A famous poem by Dogen goes:
- To study the way is to study the self.
- To study the self is to forget the self.
- To forget self is to be enlightened by all things.
- To be enlightened by all things is to remove the obstacles between oneself and others.
Eiheiji is located about 15 km from Fukui City; either take a direct bus from Fukui Station (6 daily, 30 min, 720¥) or a train to Eiheiji-Guchi (25min, 440¥) and then a connecting bus (15min, 410¥). Keifuku Bus operates Eiheiji Liner (永平寺ライナー), a 30-min direct bus service (6 daily, 30 min, 720¥) from the bus stop of Keifuku located in front of the east exit of Fukui Station.
It's possible to leave Kanazawa (north) or Kyoto (southwest) in the early morning by train and get to the temple by noon. Ask the bus driver to notify you when you arrive; there are several stops called "Eiheiji-something", which can be confusing.
- Eiheiji Temple (永平寺 Eiheiji or Eihei-ji). An extremely impressive structure totally constructed from wood, with intricate frescoes decorating the inner walls. The atmosphere of tranquility is further enhanced by a stream that flows through the inner court yards. The temple is a true testament to the ability of the ancient Japanese to fuse architecture and nature in a seamless and timeless endeavor. Eiheiji is the head temple of the Soto Zen school. At any time of the year, there are more than 200 unsui (雲水), or Zen Buddhist monks in training, in the temple. All visitors to Eiheiji are considered to be worshippers and treated effectively as unsui; there are no "tourists". Prior to entering, everyone is given a list of rules that must be followed (English translations are available). In particular, you must be quiet the entire time you are within the temple grounds, and pictures of priests or any staff are strictly prohibited. The required silence is really a blessing; it helps maintain the spiritual atmosphere that is lost at many other temples in the country.

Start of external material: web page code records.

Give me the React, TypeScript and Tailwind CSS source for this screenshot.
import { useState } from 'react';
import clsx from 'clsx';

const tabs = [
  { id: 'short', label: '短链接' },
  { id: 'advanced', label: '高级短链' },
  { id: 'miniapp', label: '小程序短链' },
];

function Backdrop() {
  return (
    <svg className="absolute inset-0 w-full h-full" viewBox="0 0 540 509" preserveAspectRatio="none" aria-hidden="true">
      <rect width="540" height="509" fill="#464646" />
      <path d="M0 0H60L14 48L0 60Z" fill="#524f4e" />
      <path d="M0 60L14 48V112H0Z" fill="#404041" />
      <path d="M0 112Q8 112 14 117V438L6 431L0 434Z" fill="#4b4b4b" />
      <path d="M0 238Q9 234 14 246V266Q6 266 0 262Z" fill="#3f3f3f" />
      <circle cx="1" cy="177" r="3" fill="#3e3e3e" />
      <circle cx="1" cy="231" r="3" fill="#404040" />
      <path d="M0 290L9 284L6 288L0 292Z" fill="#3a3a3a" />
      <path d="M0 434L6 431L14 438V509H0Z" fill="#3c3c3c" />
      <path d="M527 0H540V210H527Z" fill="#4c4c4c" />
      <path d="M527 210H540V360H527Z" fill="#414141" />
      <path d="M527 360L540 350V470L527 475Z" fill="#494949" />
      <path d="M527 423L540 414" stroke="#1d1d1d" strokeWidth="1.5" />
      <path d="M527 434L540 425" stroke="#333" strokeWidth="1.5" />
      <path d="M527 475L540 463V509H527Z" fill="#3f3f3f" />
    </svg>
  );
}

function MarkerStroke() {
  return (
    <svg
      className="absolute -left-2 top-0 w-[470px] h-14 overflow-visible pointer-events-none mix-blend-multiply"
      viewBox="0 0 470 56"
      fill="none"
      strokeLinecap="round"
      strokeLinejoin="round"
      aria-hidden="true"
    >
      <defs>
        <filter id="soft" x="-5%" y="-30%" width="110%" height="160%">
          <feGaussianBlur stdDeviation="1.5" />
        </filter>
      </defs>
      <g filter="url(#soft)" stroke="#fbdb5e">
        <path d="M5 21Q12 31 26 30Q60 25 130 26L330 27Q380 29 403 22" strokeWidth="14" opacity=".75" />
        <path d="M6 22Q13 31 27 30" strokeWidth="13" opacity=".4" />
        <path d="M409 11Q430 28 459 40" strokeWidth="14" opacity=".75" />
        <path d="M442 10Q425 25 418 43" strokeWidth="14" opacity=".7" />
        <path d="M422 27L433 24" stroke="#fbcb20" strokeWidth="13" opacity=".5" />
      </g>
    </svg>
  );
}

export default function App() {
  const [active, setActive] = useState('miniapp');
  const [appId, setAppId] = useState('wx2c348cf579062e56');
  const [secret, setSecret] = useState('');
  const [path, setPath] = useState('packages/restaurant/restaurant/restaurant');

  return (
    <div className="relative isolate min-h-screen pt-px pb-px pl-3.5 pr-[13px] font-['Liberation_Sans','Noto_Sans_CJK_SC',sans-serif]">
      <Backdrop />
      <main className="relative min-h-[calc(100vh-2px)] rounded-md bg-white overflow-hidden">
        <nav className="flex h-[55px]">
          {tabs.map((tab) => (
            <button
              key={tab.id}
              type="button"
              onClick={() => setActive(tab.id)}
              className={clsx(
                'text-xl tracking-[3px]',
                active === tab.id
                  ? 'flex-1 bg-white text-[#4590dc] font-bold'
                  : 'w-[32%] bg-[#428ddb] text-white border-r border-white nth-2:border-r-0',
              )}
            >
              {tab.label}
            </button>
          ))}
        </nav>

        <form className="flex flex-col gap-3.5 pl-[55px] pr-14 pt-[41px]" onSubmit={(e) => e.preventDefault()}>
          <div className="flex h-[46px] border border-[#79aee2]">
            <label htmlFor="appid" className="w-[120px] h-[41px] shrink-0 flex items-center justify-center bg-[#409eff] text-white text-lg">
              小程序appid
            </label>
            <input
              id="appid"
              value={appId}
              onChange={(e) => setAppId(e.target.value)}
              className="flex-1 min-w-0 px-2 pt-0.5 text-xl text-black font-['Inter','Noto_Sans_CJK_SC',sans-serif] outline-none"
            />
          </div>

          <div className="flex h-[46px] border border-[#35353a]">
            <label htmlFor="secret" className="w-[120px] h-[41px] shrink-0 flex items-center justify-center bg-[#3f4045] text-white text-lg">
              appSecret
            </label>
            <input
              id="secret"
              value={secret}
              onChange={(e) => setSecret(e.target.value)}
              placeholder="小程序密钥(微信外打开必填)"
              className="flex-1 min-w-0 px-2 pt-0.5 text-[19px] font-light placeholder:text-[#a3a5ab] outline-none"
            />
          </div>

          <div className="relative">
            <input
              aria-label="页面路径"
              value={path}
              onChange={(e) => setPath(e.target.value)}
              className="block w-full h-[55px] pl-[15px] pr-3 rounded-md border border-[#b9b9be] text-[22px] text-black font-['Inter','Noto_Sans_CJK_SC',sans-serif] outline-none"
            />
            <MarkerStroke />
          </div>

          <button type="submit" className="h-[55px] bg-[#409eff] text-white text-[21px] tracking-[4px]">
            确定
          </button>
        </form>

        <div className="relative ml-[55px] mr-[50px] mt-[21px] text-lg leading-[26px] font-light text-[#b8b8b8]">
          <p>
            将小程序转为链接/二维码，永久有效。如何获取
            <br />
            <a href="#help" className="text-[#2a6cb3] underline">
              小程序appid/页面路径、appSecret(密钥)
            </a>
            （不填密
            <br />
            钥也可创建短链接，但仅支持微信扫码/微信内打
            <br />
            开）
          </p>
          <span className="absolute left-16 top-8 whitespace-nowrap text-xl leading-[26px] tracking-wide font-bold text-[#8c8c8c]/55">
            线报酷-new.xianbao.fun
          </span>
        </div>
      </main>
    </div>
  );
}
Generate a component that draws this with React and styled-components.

- Meditation. Visitors can apply to attend a two-day (sanrosha) or three-day (sanzensha) meditation training program at Eiheiji Monastery. Since the 3-day program is quite strenuous, applicants must have long Zazen (meditation) experience to gain admittance. While the program is advertised as 2 or 3 days, it is in fact less as the first day activities start 4PM with those on the final day ending at 10AM. During the full days there is 3:30AM wakeup until 9:30PM lights out. Gaining admission for the program requires faxed permission from the temple before arriving, and applications must be made at least a month in advance. There are several possible dates in any month for a stay, and it is possible to take the meditation training in English.
- Johoji-san (浄法寺山) and Daibutsuji-san (大佛寺山), mountains that surround the temple, are casual camping and hiking spots enjoyed by local people.
- Books and esoteric stuff can be bought at the temple.
- Souvenir biscuits, cakes and trinkets related to the temple are available in the town.
- Dansuke Goma Dofu (團助ごまどうふ). A traditional food chosen by Eiheiji temple to keep its abstemious monks vital. Made of ground sesame and kuzu (葛) powder. Smooth and chewy. Enjoy the rich flavor of sesame with miso paste. There is a cafe in the shop where you can enjoy fresh goma dofu.
- There are several small restaurants on the main streets.
- Accommodation is available at the monastery for ¥8000 per night (¥3000 per night for stays of more than a few days or those admitted to the meditation programs), and at the same time guests can experience the training methods of the Soto Zen tradition. Tel:+81 776 63-3640 / 3631.
- There are several hotels in the town.
- Ono. A historic castle town.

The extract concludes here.